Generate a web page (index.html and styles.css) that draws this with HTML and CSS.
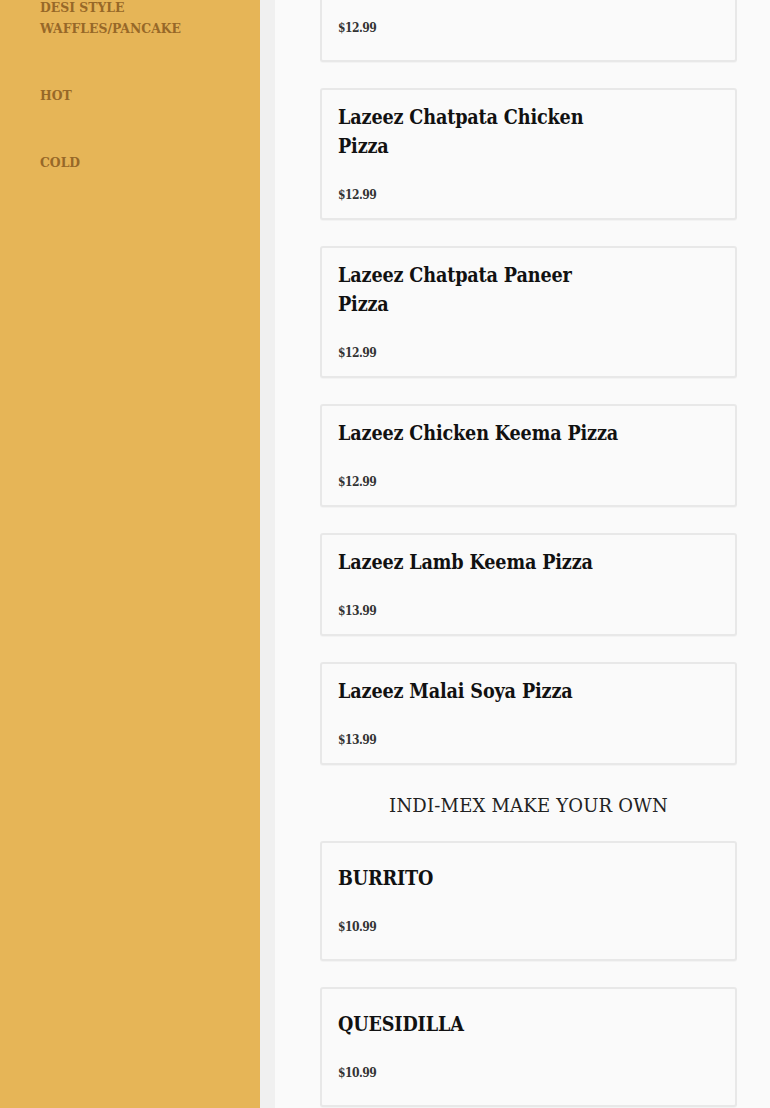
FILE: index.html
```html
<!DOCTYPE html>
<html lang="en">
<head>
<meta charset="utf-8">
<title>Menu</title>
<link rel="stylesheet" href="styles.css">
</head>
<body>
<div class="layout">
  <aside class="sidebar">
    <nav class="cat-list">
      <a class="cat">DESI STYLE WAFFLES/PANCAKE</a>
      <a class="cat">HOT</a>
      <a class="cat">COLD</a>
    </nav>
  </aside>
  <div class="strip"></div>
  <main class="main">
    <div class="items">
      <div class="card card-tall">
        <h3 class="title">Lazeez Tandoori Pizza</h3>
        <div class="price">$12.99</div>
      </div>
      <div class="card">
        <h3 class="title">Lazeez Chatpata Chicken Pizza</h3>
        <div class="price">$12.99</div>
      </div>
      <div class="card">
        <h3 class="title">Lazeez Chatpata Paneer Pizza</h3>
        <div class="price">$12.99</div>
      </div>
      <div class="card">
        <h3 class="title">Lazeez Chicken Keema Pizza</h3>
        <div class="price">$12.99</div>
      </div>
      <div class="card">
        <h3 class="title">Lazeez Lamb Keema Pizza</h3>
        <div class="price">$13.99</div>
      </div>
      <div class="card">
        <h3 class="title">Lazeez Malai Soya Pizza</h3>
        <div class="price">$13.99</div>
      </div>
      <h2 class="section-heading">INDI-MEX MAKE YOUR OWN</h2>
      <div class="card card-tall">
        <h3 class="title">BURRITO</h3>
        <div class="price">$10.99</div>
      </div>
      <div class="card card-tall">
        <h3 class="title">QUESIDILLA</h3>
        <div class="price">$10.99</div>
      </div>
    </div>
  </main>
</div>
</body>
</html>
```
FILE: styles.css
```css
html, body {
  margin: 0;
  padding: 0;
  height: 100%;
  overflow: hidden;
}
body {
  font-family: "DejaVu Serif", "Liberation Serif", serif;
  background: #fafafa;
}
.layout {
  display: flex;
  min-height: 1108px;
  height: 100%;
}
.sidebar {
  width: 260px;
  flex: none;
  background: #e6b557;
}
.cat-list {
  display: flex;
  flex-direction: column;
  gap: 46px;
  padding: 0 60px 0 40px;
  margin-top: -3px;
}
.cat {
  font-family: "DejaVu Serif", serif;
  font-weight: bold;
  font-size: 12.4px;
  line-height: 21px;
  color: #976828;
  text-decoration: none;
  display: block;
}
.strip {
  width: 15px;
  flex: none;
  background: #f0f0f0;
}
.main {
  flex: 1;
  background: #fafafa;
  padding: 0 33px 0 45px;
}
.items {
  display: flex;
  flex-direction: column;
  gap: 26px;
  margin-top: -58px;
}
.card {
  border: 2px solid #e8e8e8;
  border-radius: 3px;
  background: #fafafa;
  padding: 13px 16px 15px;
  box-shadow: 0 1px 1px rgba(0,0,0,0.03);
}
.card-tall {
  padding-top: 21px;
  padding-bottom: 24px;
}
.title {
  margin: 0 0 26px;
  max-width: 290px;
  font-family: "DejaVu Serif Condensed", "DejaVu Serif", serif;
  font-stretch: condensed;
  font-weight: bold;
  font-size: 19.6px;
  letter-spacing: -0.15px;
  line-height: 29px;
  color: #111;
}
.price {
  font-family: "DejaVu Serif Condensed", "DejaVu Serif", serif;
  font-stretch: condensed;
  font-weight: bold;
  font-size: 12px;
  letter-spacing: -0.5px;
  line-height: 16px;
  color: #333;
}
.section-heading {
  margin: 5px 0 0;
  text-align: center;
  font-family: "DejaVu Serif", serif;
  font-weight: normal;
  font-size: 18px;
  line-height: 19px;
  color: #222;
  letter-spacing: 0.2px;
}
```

---

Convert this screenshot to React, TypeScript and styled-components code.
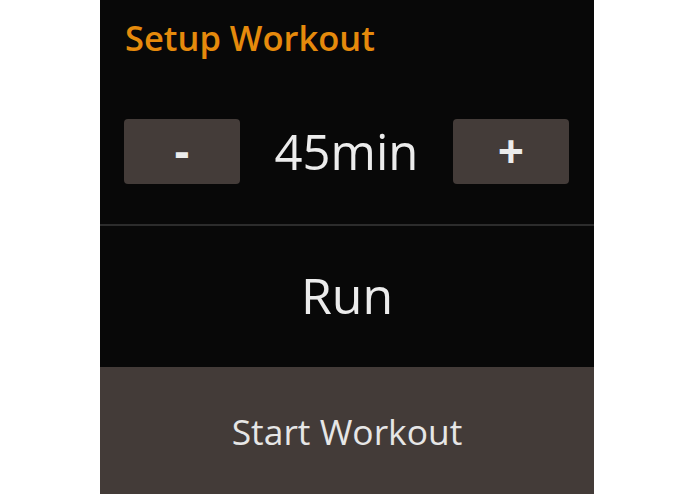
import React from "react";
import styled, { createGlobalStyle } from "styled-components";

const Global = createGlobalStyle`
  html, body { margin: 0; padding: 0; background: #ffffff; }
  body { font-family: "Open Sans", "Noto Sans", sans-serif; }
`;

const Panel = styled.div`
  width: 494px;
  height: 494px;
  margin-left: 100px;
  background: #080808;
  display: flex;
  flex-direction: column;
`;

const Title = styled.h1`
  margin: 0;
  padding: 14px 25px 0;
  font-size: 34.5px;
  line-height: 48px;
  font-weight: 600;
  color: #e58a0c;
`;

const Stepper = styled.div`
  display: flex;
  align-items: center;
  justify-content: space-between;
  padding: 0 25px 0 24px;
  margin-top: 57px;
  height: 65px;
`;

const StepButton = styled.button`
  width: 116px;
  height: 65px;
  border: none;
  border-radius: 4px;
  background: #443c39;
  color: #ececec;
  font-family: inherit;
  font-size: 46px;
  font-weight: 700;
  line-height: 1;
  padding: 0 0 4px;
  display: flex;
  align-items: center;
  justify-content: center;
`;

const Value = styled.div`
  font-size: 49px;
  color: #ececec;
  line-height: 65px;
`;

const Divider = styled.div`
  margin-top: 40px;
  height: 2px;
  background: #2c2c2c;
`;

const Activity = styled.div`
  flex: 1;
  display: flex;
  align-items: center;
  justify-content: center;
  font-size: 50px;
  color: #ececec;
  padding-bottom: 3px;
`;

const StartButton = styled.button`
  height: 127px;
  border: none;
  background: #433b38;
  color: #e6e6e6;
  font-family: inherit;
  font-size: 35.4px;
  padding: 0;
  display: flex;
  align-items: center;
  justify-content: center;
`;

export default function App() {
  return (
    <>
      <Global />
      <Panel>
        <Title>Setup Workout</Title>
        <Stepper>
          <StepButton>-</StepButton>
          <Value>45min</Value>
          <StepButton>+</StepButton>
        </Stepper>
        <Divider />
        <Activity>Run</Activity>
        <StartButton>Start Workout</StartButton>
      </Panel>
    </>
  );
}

# Task statement
Copy out each line in the listing that has the word "styled".

# Result for this exercise
Convert this screenshot to React, TypeScript and styled-components code.
import styled, { createGlobalStyle } from "styled-components";
const Panel = styled.div`
const Title = styled.h1`
const Stepper = styled.div`
const StepButton = styled.button`
const Value = styled.div`
const Divider = styled.div`
const Activity = styled.div`
const StartButton = styled.button`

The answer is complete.